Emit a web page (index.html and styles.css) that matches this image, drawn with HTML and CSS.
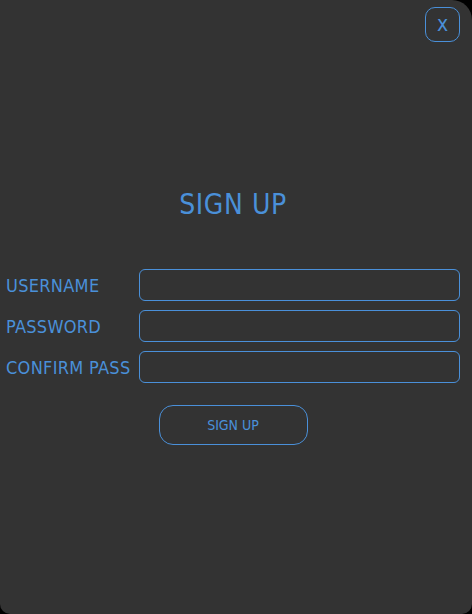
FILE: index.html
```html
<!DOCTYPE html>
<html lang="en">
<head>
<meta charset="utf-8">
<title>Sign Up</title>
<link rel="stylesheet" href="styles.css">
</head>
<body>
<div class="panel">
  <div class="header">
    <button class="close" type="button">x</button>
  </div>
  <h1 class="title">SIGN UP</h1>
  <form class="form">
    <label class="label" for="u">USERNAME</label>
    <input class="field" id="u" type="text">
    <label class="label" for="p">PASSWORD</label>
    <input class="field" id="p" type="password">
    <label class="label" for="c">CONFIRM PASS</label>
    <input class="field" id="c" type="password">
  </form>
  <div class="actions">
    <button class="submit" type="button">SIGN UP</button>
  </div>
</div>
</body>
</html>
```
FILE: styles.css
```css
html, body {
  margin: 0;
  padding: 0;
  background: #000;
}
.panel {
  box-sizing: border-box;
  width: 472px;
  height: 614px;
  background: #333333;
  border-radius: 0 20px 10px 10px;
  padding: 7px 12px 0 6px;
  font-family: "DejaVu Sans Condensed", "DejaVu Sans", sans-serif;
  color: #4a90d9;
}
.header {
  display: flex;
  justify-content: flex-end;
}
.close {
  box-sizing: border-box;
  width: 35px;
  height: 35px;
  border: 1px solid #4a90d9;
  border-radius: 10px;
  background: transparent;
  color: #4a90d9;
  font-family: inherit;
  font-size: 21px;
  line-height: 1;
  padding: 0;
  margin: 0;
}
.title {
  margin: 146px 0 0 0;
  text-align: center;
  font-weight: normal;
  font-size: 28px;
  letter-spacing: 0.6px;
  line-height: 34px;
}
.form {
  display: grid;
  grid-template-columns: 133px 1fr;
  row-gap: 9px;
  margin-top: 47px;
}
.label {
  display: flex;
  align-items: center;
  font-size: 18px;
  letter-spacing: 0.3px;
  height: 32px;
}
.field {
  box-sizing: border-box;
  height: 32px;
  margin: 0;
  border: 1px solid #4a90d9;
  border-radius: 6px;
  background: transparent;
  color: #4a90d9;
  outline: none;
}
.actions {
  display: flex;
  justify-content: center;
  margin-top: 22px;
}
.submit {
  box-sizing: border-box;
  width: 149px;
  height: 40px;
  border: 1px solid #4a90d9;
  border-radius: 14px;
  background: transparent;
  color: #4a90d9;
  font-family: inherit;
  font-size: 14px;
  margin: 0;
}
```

WRITTEN INSTRUCTION:
From start to finish, output the listing exactly, but omit its pictures.

COMPLETED TASK:
Emit a web page (index.html and styles.css) that matches this image, drawn with HTML and CSS.
FILE: index.html
```html
<!DOCTYPE html>
<html lang="en">
<head>
<meta charset="utf-8">
<title>Sign Up</title>
<link rel="stylesheet" href="styles.css">
</head>
<body>
<div class="panel">
  <div class="header">
    <button class="close" type="button">x</button>
  </div>
  <h1 class="title">SIGN UP</h1>
  <form class="form">
    <label class="label" for="u">USERNAME</label>
    <input class="field" id="u" type="text">
    <label class="label" for="p">PASSWORD</label>
    <input class="field" id="p" type="password">
    <label class="label" for="c">CONFIRM PASS</label>
    <input class="field" id="c" type="password">
  </form>
  <div class="actions">
    <button class="submit" type="button">SIGN UP</button>
  </div>
</div>
</body>
</html>
```
FILE: styles.css
```css
html, body {
  margin: 0;
  padding: 0;
  background: #000;
}
.panel {
  box-sizing: border-box;
  width: 472px;
  height: 614px;
  background: #333333;
  border-radius: 0 20px 10px 10px;
  padding: 7px 12px 0 6px;
  font-family: "DejaVu Sans Condensed", "DejaVu Sans", sans-serif;
  color: #4a90d9;
}
.header {
  display: flex;
  justify-content: flex-end;
}
.close {
  box-sizing: border-box;
  width: 35px;
  height: 35px;
  border: 1px solid #4a90d9;
  border-radius: 10px;
  background: transparent;
  color: #4a90d9;
  font-family: inherit;
  font-size: 21px;
  line-height: 1;
  padding: 0;
  margin: 0;
}
.title {
  margin: 146px 0 0 0;
  text-align: center;
  font-weight: normal;
  font-size: 28px;
  letter-spacing: 0.6px;
  line-height: 34px;
}
.form {
  display: grid;
  grid-template-columns: 133px 1fr;
  row-gap: 9px;
  margin-top: 47px;
}
.label {
  display: flex;
  align-items: center;
  font-size: 18px;
  letter-spacing: 0.3px;
  height: 32px;
}
.field {
  box-sizing: border-box;
  height: 32px;
  margin: 0;
  border: 1px solid #4a90d9;
  border-radius: 6px;
  background: transparent;
  color: #4a90d9;
  outline: none;
}
.actions {
  display: flex;
  justify-content: center;
  margin-top: 22px;
}
.submit {
  box-sizing: border-box;
  width: 149px;
  height: 40px;
  border: 1px solid #4a90d9;
  border-radius: 14px;
  background: transparent;
  color: #4a90d9;
  font-family: inherit;
  font-size: 14px;
  margin: 0;
}
```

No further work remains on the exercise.